Güneşhan diyor ki, “barışı ve hoş görüyü savunmalısınız, siyasette bir kalite olursa hepimiz bu ortamdan besleniriz” bu sözler ne kadar samimiyetsiz… Kaliteden bahsediyorsunuz ama sözüm ona demokratik dediğiniz il kongrenizde karşınıza aday bile çık(a)madı…! Çünkü karşınıza çıkacak olanlara yaşam hakkı bile tanımadınız. Hatta işi sağlam tutup delegeleri kamuoyuna da yansayan türlü oyunlarla satın aldınız, Çanakkale’de CHP’nin katılımcı, çok sesli siyasetini “Ülgür Gökhan, Serdar Soydan ve Muharrem Erkek’in” kayığına binerek yok ettiniz. Çanakkale halkı bir gün bunun hesabın size sormayacak mı sanıyorsunuz. Eskilerden kim var yanınızda, hiç kimse çünkü CHP’yi bitirip, partiye kendi bayrağınızı astınız. Elinizdeki makam ve para gücünü sadece ve sadece kendi koltuk mücadeleniz için harcadınız ve başarılı oldunuz, kötüler kazandı! Ama şunu göremiyorsunuz; Artık CHP diye bir parti yok Çanakkale’de, Ülgür Gökhan’ın partisi var. Ve Ülgür abiniz “bittiği” vakit önce birbirinize düşeceksiniz, sonra da yok olup gideceksiniz!

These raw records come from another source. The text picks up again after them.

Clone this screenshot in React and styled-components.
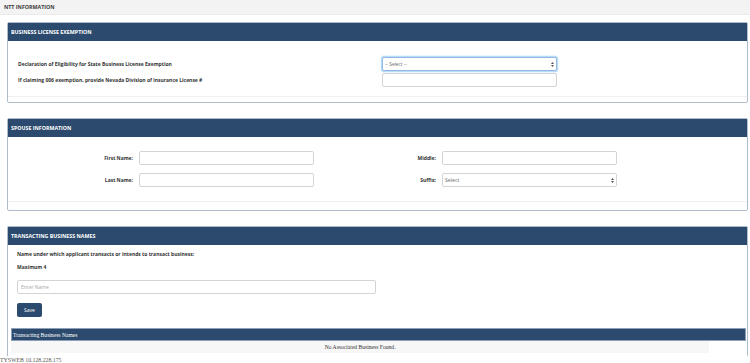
import React from "react";
import styled, { createGlobalStyle } from "styled-components";

const Global = createGlobalStyle`
  html, body { margin: 0; padding: 0; background: #ffffff; }
  body { font-family: "Open Sans", "Noto Sans", sans-serif; color: #333; overflow: hidden; }
  * { box-sizing: border-box; }
`;

const TopBar = styled.div`
  height: 15px;
  background: #f3f3f3;
  border-bottom: 1px solid #ebebeb;
  display: flex;
  align-items: center;
  padding-left: 4px;
  font-size: 5.3px;
  font-weight: 700;
  color: #3a3a3a;
`;

const Main = styled.div`
  padding: 7px 2px 0 7px;
  display: flex;
  flex-direction: column;
  gap: 15px;
`;

const Panel = styled.section`
  border: 1px solid #aebccc;
  border-radius: 2px;
  background: #fff;
  display: flex;
  flex-direction: column;
  ${(p) => (p.$open ? "border-bottom-color: transparent; height: 131px;" : "")}
`;

const PanelHeader = styled.div`
  height: 18px;
  flex: none;
  background: #2c4a6d;
  display: flex;
  align-items: center;
  padding-left: 3px;
  color: #fff;
  font-size: 5.3px;
  font-weight: 700;
`;

const PanelFooter = styled.div`
  height: ${(p) => p.$h}px;
  border-top: 1px solid #f1f1f1;
`;

const Label = styled.label`
  font-size: 5px;
  font-weight: 700;
  color: #333;
  display: flex;
  align-items: center;
  justify-content: ${(p) => (p.$right ? "flex-end" : "flex-start")};
`;

const ExemptGrid = styled.div`
  display: grid;
  grid-template-columns: 364px 175px;
  grid-auto-rows: 14px;
  row-gap: 2px;
  padding: 16px 0 9px 10px;
`;

const SpouseGrid = styled.div`
  display: grid;
  grid-template-columns: 125px 175px 116px 175px;
  grid-auto-rows: 14px;
  column-gap: 6px;
  row-gap: 8px;
  padding: 14px 0 14px 0;
`;

const Input = styled.input`
  display: block;
  width: ${(p) => p.$w || "100%"};
  height: 14px;
  border: 1px solid #d4d4d4;
  border-radius: 2px;
  background: #fff;
  font-family: "Open Sans", sans-serif;
  font-size: 5px;
  padding: 0 3px;
  color: #555;
  outline: none;
  &::placeholder { color: #aaa; }
`;

const SelectWrap = styled.div`
  position: relative;
  height: 14px;
`;

const Select = styled.select`
  display: block;
  width: 100%;
  height: 14px;
  appearance: none;
  border: 1px solid ${(p) => (p.$focus ? "#8fb9e6" : "#d4d4d4")};
  box-shadow: ${(p) => (p.$focus ? "0 0 1.5px 0.5px rgba(102,175,233,0.55)" : "none")};
  border-radius: 2px;
  background: #fff;
  font-family: "Open Sans", sans-serif;
  font-size: ${(p) => p.$fs}px;
  color: #666;
  padding: 0 2px;
  outline: none;
`;

const Arrows = styled.svg`
  position: absolute;
  right: 3px;
  top: 4.5px;
  width: 3px;
  height: 5px;
  pointer-events: none;
`;

const TbnBody = styled.div`
  display: flex;
  flex-direction: column;
  padding: 0 0 0 9px;
`;

const Text = styled.p`
  margin: 0;
  font-size: 5px;
  font-weight: 700;
  color: #333;
  height: ${(p) => p.$h}px;
  display: flex;
  align-items: center;
`;

const Spacer = styled.div`
  height: ${(p) => p.$h}px;
`;

const SaveButton = styled.button`
  width: 25px;
  height: 14px;
  margin-top: 9px;
  background: #2c4a6d;
  color: #fff;
  border: none;
  border-radius: 2px;
  font-family: "Open Sans", sans-serif;
  font-size: 5px;
  padding: 0;
`;

const Table = styled.div`
  margin: 11px 1px 0 3px;
  font-family: "Liberation Serif", "Times New Roman", serif;
  font-size: 5.6px;
`;

const TableCaption = styled.div`
  height: 13px;
  background: #2c4a6d;
  border: 0.5px solid #8da0b8;
  color: #fff;
  display: flex;
  align-items: center;
  padding-left: 1px;
`;

const TableRow = styled.div`
  width: 95%;
  height: 12px;
  background: #f7f7f7;
  color: #333;
  display: flex;
  align-items: center;
  justify-content: center;
`;

const ServerTag = styled.div`
  font-family: "Liberation Serif", serif;
  font-size: 5.8px;
  line-height: 7px;
  color: #555;
  margin-top: 0;
`;

function UpDown() {
  return (
    <Arrows viewBox="0 0 6 10">
      <path d="M3 0 L6 4 L0 4 Z" fill="#555" />
      <path d="M3 10 L6 6 L0 6 Z" fill="#555" />
    </Arrows>
  );
}

export default function App() {
  return (
    <>
      <Global />
      <TopBar>NTT INFORMATION</TopBar>
      <Main>
        <Panel>
          <PanelHeader>BUSINESS LICENSE EXEMPTION</PanelHeader>
          <ExemptGrid>
            <Label>Declaration of Eligibility for State Business License Exemption</Label>
            <SelectWrap>
              <Select $focus $fs={4.8}>
                <option>-- Select --</option>
              </Select>
              <UpDown />
            </SelectWrap>
            <Label>If claiming 006 exemption, provide Nevada Division of insurance License #</Label>
            <Input />
          </ExemptGrid>
          <PanelFooter $h={6} />
        </Panel>

        <Panel>
          <PanelHeader>SPOUSE INFORMATION</PanelHeader>
          <SpouseGrid>
            <Label $right>First Name:</Label>
            <Input />
            <Label $right>Middle:</Label>
            <Input />
            <Label $right>Last Name:</Label>
            <Input />
            <Label $right>Suffix:</Label>
            <SelectWrap>
              <Select $fs={5.2}>
                <option>Select</option>
              </Select>
              <UpDown />
            </SelectWrap>
          </SpouseGrid>
          <PanelFooter $h={9} />
        </Panel>

        <Panel $open>
          <PanelHeader>TRANSACTING BUSINESS NAMES</PanelHeader>
          <TbnBody>
            <Text $h={18}>Name under which applicant transacts or intends to transact business:</Text>
            <Text $h={8}>Maximum 4</Text>
            <Spacer $h={9} />
            <Input $w="359px" placeholder="Enter Name" />
            <SaveButton>Save</SaveButton>
          </TbnBody>
          <Table>
            <TableCaption>Transacting Business Names</TableCaption>
            <TableRow>No Associated Business Found.</TableRow>
          </Table>
        </Panel>
      </Main>
      <ServerTag>TYSWEB 10.128.228.175</ServerTag>
    </>
  );
}
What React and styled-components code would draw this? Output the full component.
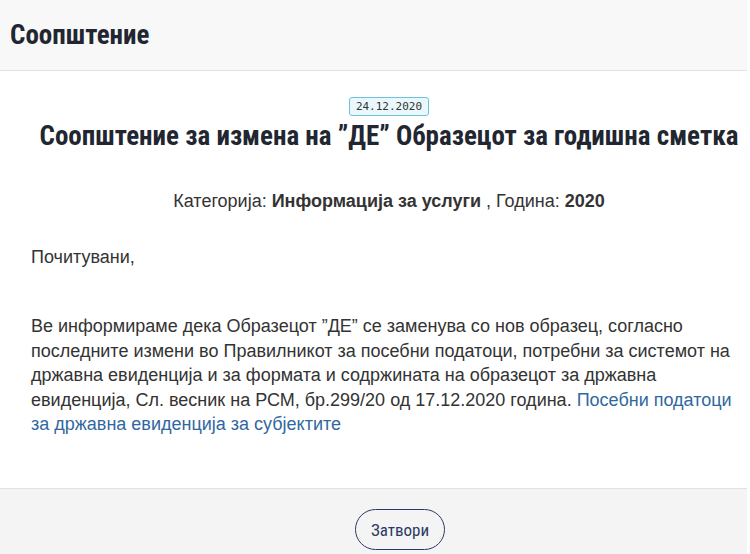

Ha diyeceksiniz ki “Ülgür’de çok mu büyük keramet var da bu adamları bir arada tutuyor?” Hayır makamı ve o makamın çok büyük parası ve imkanları var…! İstediğini, istediği kadar yemliyor, yemi yiyen etrafından ayrılmıyor… Bakınız CHP’li meclis üyesi Muzaffer Özgen daha düne kadar küfürler ettiği Ülgür abisinin peşinden bir an bile ayrılmıyor ve deli gibi savunuyor. Serdar Soydan örneği ise çok daha kirli bir örnek! Çok uzun bir liste yapabilirim yemlenenlere dair ama sokak zaten gerektiği kadar konuşuyor…
Şimdi böylesi kirli oyunlar ve pazarlıklarla koltuğa gelmiş bir kimsenin çıkıp da söylenenleri çarpıtması anlaşılabilir bir durum sizi çok iyi anlıyoruz. Yanlışlarınız böyle en yüksek perdeden dile getiriliyor olması ve tüm Türkiye’nin sizin rezilliklerinize şahit olması emin olun en çok da CHP’lileri sevindiriyor... Siz gerileceksiniz kardeşim, Çanakkale değil, CHP’liler değil… Gerileceksiniz çünkü onca yanlışın içindesiniz ve yanlışların er ya da geç ortaya çıkma gibi bir huyu var!